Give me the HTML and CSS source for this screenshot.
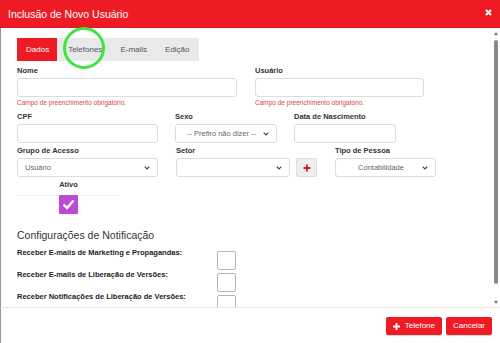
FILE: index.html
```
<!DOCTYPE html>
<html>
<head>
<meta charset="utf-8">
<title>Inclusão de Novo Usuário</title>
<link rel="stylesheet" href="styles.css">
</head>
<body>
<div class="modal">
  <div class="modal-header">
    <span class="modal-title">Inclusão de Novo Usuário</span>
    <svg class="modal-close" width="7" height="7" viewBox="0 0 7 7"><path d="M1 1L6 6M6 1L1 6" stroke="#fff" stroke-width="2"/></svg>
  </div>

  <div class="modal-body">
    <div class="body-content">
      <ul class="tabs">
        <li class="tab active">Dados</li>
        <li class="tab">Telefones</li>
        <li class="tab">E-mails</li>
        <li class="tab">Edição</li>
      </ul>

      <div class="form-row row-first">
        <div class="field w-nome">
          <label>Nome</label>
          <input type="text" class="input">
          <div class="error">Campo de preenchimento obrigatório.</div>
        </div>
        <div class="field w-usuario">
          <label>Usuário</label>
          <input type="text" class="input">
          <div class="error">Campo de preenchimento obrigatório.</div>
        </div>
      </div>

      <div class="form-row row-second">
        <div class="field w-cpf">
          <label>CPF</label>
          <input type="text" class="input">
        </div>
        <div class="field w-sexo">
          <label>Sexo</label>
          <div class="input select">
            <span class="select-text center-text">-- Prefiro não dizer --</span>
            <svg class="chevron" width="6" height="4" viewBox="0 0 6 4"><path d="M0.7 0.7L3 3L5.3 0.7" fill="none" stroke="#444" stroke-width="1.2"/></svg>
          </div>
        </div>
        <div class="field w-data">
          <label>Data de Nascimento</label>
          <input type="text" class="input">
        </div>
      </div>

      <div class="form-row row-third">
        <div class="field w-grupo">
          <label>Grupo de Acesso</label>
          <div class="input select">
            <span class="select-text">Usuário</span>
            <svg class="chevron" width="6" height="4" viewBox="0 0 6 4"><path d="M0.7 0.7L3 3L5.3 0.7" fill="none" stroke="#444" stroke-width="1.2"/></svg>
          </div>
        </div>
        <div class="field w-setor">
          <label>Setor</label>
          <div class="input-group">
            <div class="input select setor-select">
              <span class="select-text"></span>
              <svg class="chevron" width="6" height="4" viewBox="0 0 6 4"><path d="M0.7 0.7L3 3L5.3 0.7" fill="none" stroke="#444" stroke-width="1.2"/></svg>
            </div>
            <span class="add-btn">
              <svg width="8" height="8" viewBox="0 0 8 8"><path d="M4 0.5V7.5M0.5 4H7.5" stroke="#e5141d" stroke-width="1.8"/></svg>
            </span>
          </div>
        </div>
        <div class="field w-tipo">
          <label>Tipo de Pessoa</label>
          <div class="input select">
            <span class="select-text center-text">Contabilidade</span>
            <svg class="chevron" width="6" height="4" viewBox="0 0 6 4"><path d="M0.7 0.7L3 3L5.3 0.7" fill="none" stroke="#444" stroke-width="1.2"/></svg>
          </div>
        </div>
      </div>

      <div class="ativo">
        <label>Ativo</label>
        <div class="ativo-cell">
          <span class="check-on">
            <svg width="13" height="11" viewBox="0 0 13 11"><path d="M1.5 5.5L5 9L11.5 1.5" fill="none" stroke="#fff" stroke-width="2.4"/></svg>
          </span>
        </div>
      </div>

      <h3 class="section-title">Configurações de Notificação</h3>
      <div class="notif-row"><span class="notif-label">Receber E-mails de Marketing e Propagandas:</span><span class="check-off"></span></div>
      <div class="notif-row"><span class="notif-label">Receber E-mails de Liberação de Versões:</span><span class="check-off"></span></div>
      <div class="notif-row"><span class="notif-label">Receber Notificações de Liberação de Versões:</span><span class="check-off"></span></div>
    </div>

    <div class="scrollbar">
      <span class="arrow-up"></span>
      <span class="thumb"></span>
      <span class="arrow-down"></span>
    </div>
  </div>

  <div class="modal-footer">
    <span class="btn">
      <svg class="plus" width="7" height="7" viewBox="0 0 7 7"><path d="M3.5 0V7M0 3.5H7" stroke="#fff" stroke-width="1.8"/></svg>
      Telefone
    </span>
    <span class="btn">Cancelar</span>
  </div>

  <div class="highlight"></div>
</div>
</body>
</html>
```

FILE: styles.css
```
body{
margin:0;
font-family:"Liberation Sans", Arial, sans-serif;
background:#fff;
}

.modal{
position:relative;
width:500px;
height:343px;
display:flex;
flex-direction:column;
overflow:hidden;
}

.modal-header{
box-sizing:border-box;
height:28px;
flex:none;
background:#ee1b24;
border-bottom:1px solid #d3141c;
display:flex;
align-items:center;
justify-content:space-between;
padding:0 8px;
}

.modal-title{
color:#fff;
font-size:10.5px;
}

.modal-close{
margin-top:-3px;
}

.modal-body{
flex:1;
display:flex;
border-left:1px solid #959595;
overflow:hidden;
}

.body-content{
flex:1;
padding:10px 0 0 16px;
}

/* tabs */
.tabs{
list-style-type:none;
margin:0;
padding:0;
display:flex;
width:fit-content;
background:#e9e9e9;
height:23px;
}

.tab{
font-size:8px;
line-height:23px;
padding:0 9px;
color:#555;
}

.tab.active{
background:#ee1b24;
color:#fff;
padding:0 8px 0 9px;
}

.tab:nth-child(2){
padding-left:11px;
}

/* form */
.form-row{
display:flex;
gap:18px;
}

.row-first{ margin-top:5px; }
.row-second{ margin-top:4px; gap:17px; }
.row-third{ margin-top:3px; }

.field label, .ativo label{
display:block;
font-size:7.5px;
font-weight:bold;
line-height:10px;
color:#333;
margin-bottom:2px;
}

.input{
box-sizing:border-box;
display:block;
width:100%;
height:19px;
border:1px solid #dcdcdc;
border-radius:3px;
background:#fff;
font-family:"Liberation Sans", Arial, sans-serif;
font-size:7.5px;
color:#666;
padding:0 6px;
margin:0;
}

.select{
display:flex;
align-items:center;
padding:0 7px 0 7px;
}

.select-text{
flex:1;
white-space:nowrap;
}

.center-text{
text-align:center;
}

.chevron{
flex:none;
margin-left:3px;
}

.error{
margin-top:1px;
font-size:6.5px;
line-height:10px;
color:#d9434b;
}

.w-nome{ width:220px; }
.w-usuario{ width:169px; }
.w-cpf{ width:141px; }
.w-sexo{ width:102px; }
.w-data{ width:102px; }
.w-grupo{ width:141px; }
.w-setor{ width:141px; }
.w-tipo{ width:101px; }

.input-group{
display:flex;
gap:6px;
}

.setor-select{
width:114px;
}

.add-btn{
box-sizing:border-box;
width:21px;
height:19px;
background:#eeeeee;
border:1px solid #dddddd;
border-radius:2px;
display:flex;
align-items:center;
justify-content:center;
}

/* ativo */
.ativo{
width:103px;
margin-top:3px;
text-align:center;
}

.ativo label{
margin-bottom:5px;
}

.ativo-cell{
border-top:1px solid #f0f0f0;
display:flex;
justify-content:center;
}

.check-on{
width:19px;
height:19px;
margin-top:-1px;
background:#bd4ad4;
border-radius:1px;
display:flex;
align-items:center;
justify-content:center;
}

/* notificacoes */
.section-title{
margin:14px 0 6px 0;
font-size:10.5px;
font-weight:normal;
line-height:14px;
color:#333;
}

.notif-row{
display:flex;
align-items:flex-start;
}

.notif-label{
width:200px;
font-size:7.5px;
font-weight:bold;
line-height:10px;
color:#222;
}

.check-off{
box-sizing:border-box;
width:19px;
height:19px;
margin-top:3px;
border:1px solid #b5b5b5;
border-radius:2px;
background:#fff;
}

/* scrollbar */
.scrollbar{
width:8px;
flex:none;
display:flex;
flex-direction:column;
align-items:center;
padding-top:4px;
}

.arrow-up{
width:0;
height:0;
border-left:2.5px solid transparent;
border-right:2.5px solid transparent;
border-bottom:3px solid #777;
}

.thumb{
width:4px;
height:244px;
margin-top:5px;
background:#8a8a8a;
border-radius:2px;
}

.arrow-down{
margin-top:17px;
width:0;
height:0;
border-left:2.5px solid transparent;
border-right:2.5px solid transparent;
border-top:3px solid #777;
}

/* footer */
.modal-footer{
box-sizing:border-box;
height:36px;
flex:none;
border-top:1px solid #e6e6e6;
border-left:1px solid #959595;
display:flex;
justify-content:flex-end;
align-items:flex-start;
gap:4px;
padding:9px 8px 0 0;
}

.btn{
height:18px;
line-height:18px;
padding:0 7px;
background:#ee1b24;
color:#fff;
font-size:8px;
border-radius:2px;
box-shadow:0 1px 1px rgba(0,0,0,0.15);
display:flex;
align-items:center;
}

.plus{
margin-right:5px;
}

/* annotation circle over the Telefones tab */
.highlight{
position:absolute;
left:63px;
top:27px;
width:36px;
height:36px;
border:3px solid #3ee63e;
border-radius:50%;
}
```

---

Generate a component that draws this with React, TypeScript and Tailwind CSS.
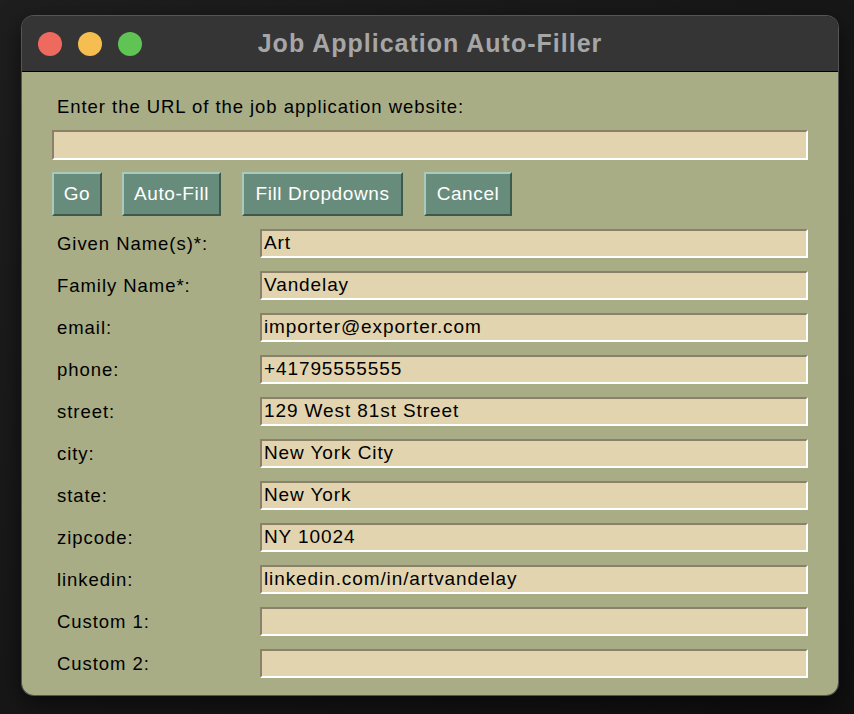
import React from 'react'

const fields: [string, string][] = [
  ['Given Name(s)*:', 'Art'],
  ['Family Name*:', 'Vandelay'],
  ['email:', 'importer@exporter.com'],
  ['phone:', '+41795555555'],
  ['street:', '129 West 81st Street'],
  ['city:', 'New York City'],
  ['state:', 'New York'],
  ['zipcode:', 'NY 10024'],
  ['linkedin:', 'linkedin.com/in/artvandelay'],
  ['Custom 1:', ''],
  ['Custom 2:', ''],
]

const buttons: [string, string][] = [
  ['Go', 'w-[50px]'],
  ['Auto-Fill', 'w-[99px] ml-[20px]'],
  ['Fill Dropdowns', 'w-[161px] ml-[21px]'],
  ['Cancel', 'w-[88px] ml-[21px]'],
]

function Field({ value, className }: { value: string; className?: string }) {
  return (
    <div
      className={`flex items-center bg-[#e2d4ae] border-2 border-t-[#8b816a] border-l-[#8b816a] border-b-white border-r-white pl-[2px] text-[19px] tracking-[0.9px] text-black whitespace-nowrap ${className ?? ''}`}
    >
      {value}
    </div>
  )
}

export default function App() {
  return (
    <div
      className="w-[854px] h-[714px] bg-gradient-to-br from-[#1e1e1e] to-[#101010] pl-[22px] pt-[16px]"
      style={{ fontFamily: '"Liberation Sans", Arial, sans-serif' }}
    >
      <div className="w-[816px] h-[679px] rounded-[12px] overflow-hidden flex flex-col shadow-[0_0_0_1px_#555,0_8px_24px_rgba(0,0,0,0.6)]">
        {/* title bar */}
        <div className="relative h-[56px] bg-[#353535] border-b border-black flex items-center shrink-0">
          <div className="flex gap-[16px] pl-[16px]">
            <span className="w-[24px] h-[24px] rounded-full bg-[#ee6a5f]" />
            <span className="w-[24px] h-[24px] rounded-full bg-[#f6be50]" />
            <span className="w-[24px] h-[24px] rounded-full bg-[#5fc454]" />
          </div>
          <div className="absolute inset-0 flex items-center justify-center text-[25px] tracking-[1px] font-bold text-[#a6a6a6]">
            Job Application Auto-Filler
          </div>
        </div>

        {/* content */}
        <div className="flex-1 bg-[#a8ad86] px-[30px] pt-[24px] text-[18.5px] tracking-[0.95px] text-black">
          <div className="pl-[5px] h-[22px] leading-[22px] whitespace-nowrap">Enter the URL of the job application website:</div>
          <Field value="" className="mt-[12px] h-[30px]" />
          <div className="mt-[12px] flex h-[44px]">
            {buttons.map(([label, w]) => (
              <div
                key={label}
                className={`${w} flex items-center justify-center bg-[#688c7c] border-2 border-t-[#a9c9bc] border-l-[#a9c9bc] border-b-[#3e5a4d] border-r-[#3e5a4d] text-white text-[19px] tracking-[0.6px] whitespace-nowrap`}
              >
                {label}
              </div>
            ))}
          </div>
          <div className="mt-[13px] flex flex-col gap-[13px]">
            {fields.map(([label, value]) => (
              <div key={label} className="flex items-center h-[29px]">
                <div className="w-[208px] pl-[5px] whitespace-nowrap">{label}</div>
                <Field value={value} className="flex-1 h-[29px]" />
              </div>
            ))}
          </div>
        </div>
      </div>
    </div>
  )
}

- _Exercise_: Scan the records above for the string "React", then report every line that contains it.

- _Result for this exercise_:
Generate a component that draws this with React, TypeScript and Tailwind CSS.
import React from 'react'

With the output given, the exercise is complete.